'''

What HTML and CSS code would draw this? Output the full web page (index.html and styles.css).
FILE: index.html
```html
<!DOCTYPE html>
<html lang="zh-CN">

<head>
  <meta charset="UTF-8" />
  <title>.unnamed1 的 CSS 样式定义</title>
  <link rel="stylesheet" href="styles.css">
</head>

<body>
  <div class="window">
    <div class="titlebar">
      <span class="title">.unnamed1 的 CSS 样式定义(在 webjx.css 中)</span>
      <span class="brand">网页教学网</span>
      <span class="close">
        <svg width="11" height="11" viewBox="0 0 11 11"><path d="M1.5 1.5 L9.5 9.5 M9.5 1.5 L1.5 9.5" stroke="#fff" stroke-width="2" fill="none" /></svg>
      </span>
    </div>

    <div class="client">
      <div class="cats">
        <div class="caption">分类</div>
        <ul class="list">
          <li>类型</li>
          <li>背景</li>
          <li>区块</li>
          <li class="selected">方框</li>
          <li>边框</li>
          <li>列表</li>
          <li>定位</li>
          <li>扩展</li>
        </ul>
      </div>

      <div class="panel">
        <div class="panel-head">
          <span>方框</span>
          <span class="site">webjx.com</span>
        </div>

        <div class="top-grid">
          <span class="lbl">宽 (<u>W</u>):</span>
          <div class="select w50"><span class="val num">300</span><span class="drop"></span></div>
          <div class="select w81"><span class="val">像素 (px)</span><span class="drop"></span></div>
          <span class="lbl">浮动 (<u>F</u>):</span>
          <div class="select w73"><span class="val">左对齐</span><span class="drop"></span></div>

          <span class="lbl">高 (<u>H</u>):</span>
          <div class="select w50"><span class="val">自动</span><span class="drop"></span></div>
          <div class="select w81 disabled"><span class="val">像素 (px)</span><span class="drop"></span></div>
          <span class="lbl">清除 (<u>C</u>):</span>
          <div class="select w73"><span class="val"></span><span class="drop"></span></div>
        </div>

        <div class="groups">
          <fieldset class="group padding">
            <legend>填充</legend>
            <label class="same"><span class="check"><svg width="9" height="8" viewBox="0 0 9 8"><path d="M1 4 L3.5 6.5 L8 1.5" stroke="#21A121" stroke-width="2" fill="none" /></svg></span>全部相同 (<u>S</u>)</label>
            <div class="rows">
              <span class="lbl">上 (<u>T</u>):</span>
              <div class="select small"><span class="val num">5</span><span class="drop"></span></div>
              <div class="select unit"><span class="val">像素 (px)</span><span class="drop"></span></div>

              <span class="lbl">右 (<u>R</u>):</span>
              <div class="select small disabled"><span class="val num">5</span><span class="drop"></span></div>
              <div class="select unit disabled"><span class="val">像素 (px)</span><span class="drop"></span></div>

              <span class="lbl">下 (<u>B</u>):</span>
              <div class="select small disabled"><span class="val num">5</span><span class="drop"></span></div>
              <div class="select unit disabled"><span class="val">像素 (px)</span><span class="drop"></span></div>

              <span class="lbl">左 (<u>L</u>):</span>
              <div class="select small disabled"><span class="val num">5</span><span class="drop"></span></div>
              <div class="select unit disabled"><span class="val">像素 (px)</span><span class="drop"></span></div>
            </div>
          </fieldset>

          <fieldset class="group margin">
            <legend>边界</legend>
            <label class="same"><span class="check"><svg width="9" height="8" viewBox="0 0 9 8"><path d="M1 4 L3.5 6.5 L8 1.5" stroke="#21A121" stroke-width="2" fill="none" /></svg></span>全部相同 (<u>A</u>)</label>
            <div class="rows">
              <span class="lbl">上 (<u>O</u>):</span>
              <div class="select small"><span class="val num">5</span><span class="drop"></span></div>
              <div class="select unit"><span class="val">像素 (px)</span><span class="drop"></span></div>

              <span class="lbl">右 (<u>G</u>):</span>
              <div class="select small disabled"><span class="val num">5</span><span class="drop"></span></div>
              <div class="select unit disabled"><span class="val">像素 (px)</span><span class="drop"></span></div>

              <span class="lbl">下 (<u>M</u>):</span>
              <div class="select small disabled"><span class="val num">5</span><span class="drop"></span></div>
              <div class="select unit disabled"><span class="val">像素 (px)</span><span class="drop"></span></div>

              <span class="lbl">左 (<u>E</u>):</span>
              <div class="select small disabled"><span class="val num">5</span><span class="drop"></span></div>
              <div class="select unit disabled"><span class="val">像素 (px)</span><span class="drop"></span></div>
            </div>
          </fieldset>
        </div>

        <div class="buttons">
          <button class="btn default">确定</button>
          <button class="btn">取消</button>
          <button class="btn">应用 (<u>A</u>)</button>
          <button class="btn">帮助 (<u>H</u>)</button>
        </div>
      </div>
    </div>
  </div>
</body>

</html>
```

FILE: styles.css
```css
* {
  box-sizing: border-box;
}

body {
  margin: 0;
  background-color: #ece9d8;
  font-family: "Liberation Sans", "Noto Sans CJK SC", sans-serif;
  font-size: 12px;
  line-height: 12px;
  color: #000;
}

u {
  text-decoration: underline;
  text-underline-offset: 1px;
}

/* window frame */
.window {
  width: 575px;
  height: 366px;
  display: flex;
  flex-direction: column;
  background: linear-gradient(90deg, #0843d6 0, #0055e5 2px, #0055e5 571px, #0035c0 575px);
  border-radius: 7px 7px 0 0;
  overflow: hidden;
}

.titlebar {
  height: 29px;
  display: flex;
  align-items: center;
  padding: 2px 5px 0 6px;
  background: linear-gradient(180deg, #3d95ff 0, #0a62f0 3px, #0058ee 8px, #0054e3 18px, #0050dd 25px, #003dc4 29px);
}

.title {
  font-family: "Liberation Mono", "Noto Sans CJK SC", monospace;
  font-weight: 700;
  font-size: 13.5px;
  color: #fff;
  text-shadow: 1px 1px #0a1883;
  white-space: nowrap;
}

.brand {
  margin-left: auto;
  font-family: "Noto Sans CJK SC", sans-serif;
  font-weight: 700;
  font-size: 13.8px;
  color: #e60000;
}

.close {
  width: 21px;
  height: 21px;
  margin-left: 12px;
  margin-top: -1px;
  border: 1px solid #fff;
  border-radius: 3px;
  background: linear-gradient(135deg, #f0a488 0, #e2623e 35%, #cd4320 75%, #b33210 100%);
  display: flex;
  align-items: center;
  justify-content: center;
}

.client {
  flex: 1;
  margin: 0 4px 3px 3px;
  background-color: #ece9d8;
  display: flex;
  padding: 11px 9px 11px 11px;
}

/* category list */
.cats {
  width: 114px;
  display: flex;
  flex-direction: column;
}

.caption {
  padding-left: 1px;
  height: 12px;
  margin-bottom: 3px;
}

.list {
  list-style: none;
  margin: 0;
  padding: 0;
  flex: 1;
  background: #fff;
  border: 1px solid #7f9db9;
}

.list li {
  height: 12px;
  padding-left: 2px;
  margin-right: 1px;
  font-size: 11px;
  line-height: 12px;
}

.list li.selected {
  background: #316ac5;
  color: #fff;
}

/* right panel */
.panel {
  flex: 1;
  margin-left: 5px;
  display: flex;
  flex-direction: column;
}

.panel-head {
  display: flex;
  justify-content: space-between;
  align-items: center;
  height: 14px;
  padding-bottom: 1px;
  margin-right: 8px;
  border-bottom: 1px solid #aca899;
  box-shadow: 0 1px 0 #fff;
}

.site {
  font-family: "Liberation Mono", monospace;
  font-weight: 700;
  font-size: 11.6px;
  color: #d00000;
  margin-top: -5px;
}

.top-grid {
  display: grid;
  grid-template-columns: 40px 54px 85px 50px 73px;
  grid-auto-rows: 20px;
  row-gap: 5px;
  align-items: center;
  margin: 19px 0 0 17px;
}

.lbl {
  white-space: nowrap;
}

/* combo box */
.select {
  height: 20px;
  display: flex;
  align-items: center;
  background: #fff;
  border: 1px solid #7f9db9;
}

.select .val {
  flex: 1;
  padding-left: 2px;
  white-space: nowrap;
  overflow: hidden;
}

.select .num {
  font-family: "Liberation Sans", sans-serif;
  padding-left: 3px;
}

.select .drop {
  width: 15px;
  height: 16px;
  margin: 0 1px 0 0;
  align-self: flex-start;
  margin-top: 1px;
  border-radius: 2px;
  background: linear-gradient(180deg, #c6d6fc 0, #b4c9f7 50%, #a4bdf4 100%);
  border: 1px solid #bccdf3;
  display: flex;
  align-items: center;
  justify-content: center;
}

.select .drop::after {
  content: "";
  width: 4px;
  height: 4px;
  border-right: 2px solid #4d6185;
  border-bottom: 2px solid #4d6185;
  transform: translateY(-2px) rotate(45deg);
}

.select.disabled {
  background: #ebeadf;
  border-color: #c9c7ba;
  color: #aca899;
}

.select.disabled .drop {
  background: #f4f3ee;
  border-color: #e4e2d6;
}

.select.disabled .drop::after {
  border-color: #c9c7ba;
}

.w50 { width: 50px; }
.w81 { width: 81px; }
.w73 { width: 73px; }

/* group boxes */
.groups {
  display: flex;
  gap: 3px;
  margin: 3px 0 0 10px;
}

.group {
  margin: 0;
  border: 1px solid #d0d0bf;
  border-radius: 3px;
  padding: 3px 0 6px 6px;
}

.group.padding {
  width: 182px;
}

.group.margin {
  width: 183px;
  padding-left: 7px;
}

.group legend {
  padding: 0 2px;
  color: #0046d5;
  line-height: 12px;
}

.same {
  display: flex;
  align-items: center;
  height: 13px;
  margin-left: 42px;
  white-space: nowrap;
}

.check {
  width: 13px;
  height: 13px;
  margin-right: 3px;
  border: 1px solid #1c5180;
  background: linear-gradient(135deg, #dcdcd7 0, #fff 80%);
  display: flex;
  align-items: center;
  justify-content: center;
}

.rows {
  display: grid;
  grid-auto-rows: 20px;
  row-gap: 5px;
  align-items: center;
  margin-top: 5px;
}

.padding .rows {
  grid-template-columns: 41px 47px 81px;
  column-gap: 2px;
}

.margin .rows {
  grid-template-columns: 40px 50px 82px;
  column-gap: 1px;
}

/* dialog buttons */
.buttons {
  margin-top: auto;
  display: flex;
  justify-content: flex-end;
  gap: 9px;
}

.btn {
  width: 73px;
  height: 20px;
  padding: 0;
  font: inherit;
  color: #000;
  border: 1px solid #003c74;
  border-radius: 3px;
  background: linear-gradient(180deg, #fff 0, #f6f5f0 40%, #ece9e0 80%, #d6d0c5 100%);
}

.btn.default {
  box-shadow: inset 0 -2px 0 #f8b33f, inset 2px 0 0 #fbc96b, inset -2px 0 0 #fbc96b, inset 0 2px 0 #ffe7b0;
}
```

'''

◆ Given problem:
Pull out and copy each line containing the string "styles".

◆ Output for this exercise:
What HTML and CSS code would draw this? Output the full web page (index.html and styles.css).
  <link rel="stylesheet" href="styles.css">
FILE: styles.css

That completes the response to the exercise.